Eskimo Memories

Remembering the Arctic postmen - Dorothy Harley Eber gathers memories with photographs of the interaction between Inuit and whalers in North West Canada at the turn of the century.

In photographs the small station buildings stretch in their isolation across rocky, barren terrain, their wooden structures covered by canvas fastened by wooden battens. 'How tiny the houses were' – says Leah Nutaraq, one of the last survivors of the Eastern Arctic whaling era who now lives in Iqaluit, formerly Frobisher Bay, on Baffin Island, 'they look as if there was not enough wood to build them any bigger'. But sharp eyes pick out the white man's living quarters, the storage for sealskins, for spare parts, the Mission at Blacklead Island, the biscuit house at Kekerten.
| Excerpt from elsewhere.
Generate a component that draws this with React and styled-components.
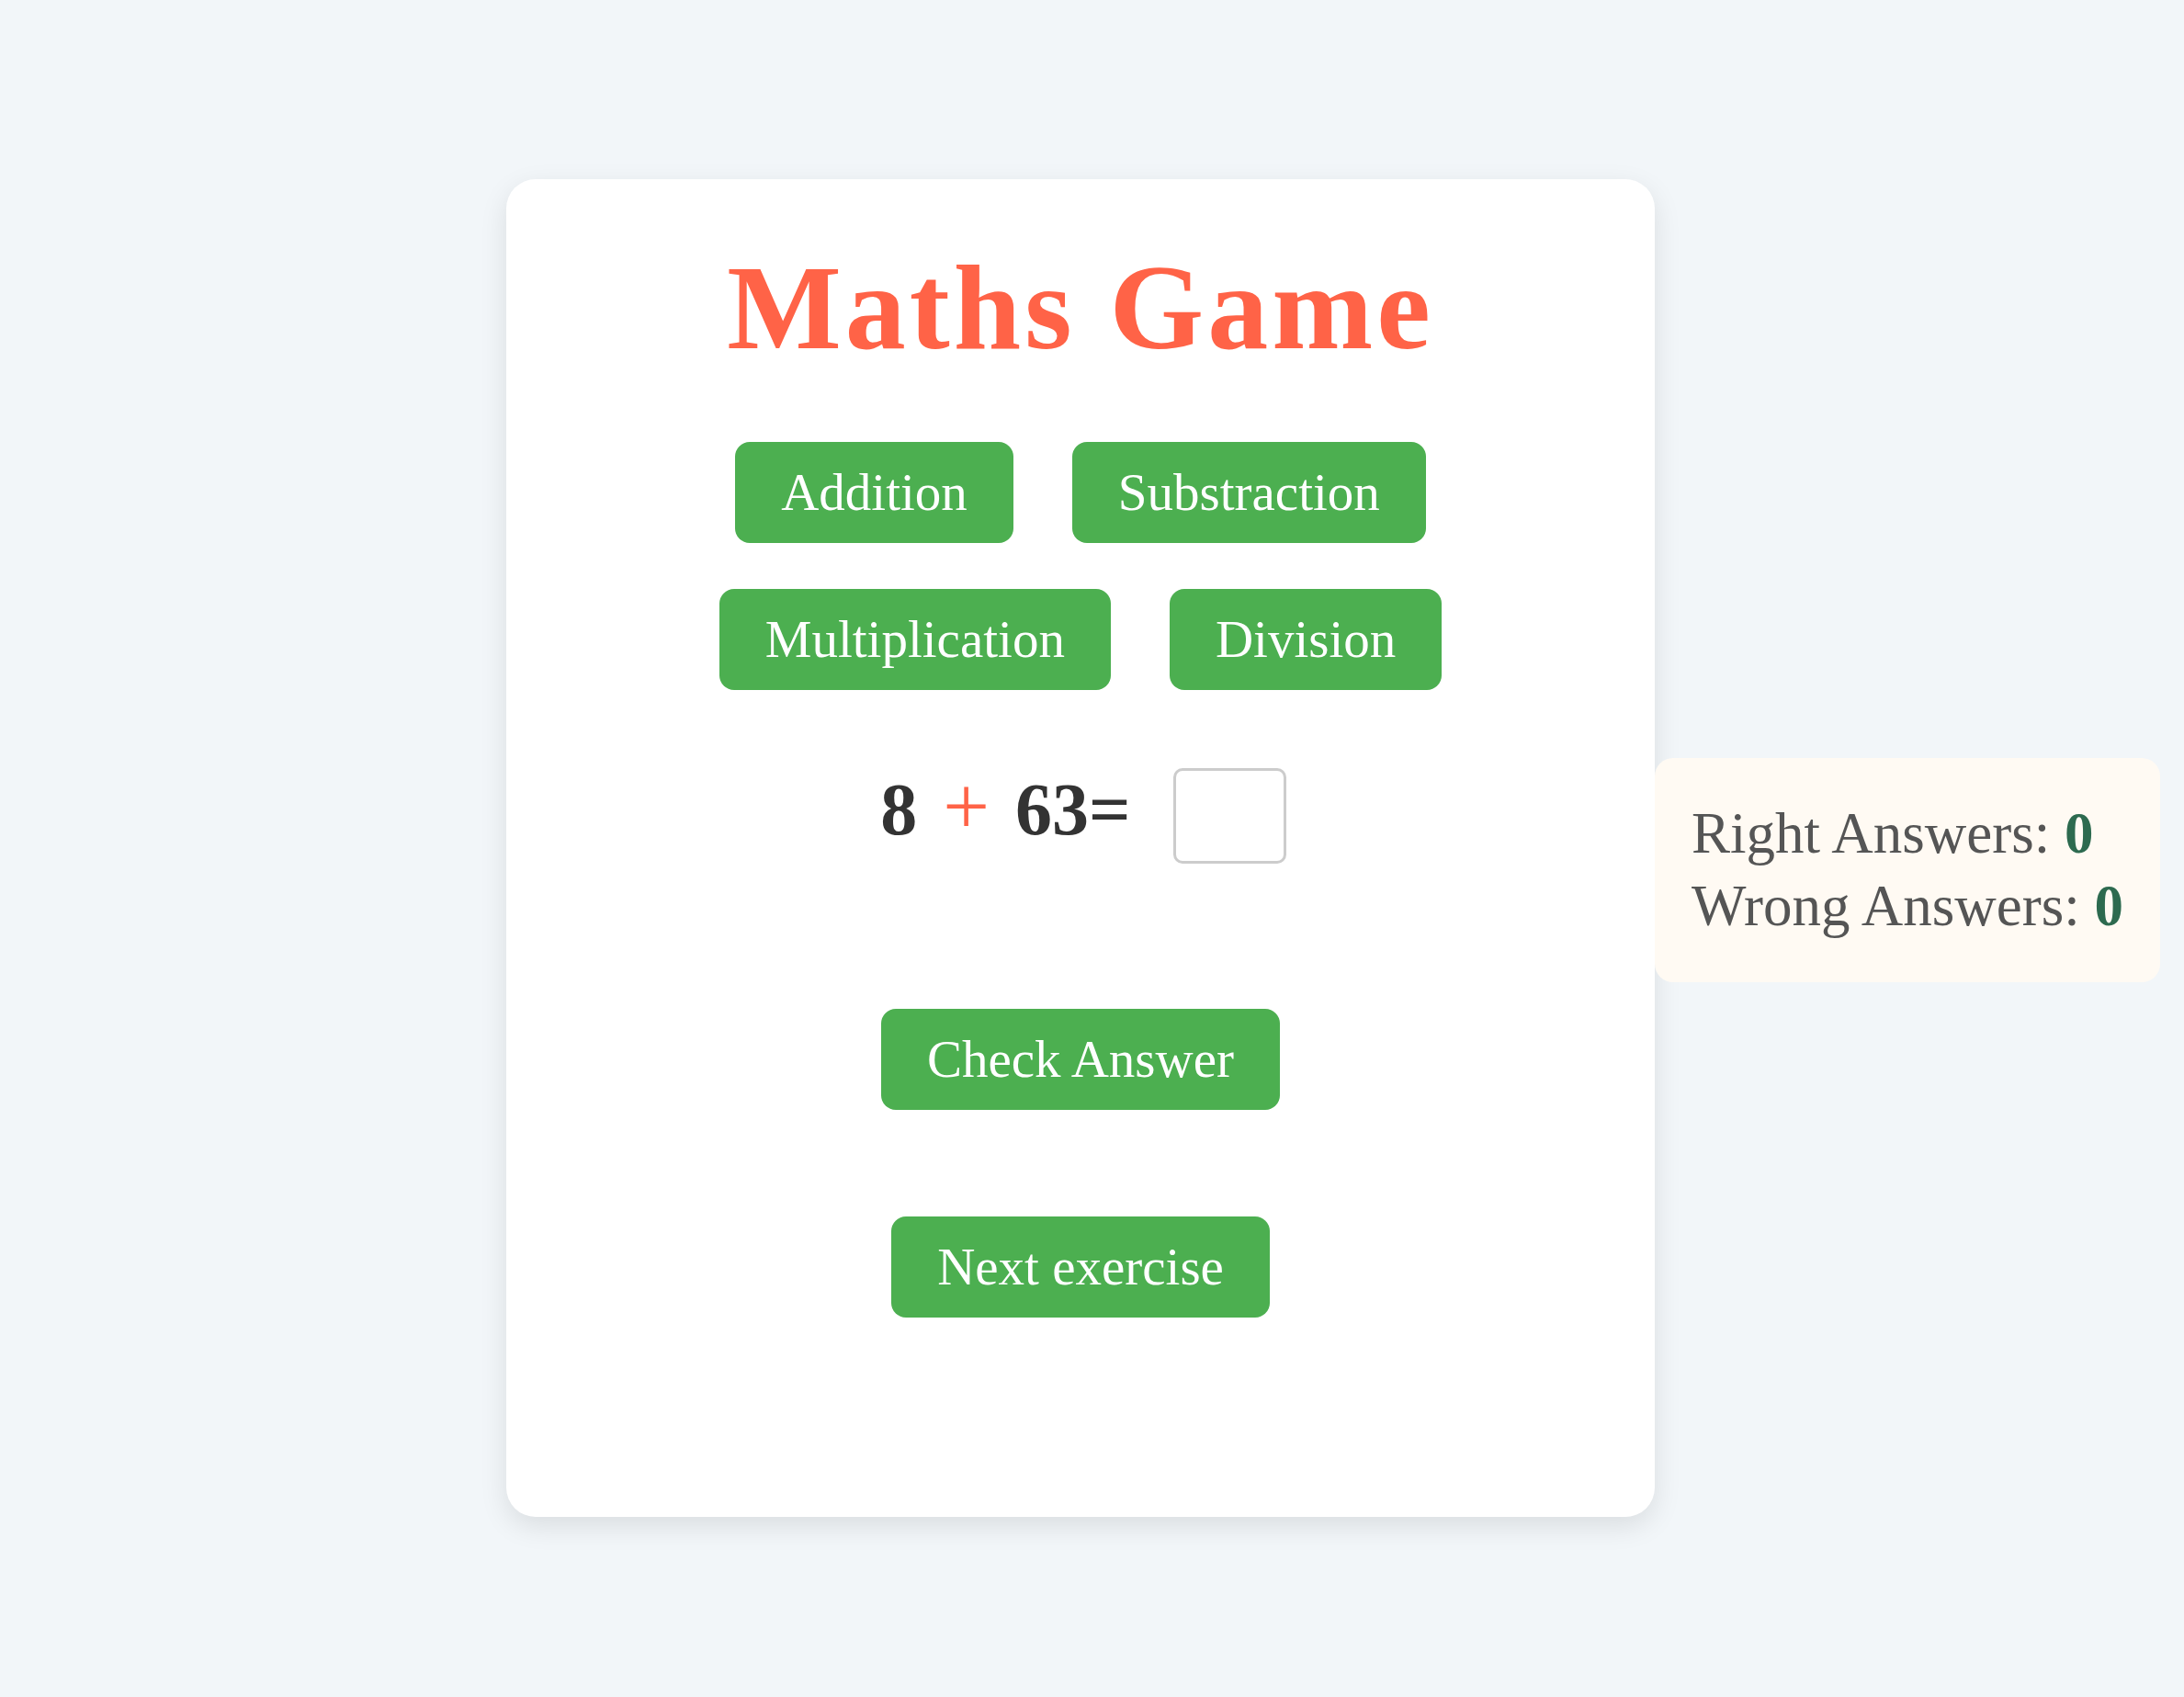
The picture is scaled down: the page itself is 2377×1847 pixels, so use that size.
import styled, { createGlobalStyle } from 'styled-components';

const GlobalStyle = createGlobalStyle`
  * {
    box-sizing: border-box;
  }

  body {
    margin: 0;
    background: #f2f6f9;
    font-family: "Liberation Serif", Georgia, serif;
  }
`;

const Page = styled.main`
  display: flex;
  justify-content: center;
  align-items: flex-start;
  min-height: 1847px;
  padding: 195px 25px 0 0;
`;

const Card = styled.section`
  position: relative;
  width: 1250px;
  display: flex;
  flex-direction: column;
  align-items: center;
  padding: 74px 0 217px;
  background: #ffffff;
  border-radius: 32px;
  box-shadow: 0 10px 30px rgba(0, 0, 0, 0.1);
`;

const Title = styled.h1`
  margin: 0;
  font-size: 132px;
  line-height: 1;
  font-weight: 700;
  letter-spacing: 4px;
  color: #ff6347;
`;

const ButtonRow = styled.div`
  display: flex;
  justify-content: center;
  gap: 64px;
  margin-top: ${(p) => p.$top}px;
`;

const Button = styled.button`
  border: none;
  border-radius: 16px;
  background: #4caf50;
  color: #ffffff;
  font-family: "Liberation Serif", Georgia, serif;
  font-size: 57px;
  line-height: 70px;
  padding: 20px 50px;
  margin-top: ${(p) => p.$top || 0}px;
  cursor: pointer;
`;

const Equation = styled.div`
  display: flex;
  align-items: center;
  margin-top: 82px;
  margin-left: 6px;
`;

const Expression = styled.div`
  display: flex;
  align-items: baseline;
  margin-bottom: 20px;
  font-size: 80px;
  line-height: 1;
  font-weight: 700;
  color: #333333;
`;

const Operator = styled.span`
  margin: 0 28px;
  font-weight: 400;
  font-size: 90px;
  color: #ff6347;
`;

const AnswerInput = styled.input`
  width: 123px;
  height: 104px;
  margin-left: 46px;
  border: 3px solid #cccccc;
  border-radius: 10px;
  background: #ffffff;
  font-family: "Liberation Serif", Georgia, serif;
  font-size: 50px;
  text-align: center;
  outline: none;
`;

const Score = styled.aside`
  position: absolute;
  left: 100%;
  top: 630px;
  padding: 43px 40px;
  background: #fffaf3;
  border-radius: 20px;
  white-space: nowrap;
  font-size: 63px;
  line-height: 79px;
  color: #555555;
`;

const ScoreValue = styled.strong`
  color: #2d6a4f;
`;

export default function App() {
  return (
    <>
      <GlobalStyle />
      <Page>
        <Card>
          <Title>Maths Game</Title>
          <ButtonRow $top={80}>
            <Button>Addition</Button>
            <Button>Substraction</Button>
          </ButtonRow>
          <ButtonRow $top={50}>
            <Button>Multiplication</Button>
            <Button>Division</Button>
          </ButtonRow>
          <Equation>
            <Expression>
              <span>8</span>
              <Operator>+</Operator>
              <span>63=</span>
            </Expression>
            <AnswerInput type="text" aria-label="answer" />
          </Equation>
          <Button $top={155}>Check Answer</Button>
          <Button $top={116}>Next exercise</Button>
          <Score>
            <div>
              Right Answers: <ScoreValue>0</ScoreValue>
            </div>
            <div>
              Wrong Answers: <ScoreValue>0</ScoreValue>
            </div>
          </Score>
        </Card>
      </Page>
    </>
  );
}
No one knows for sure the exact age of Nutaraq (her baptismal name is rarely used), but she was young in the early days of the century and is one of the ever-fewer group of Inuit, as Canadian Eskimo are called, who as children experienced life at the old whaling stations Americans and Scots set up in Cumberland Sound around 1860, the heyday there of bowhead whaling. Around these far-distant outposts of British-American culture, Inuit and whalers build a distinct society, little remembered or talked about in the whalers' homelands, but to which living memory, as Nutaraq shows, can still attest.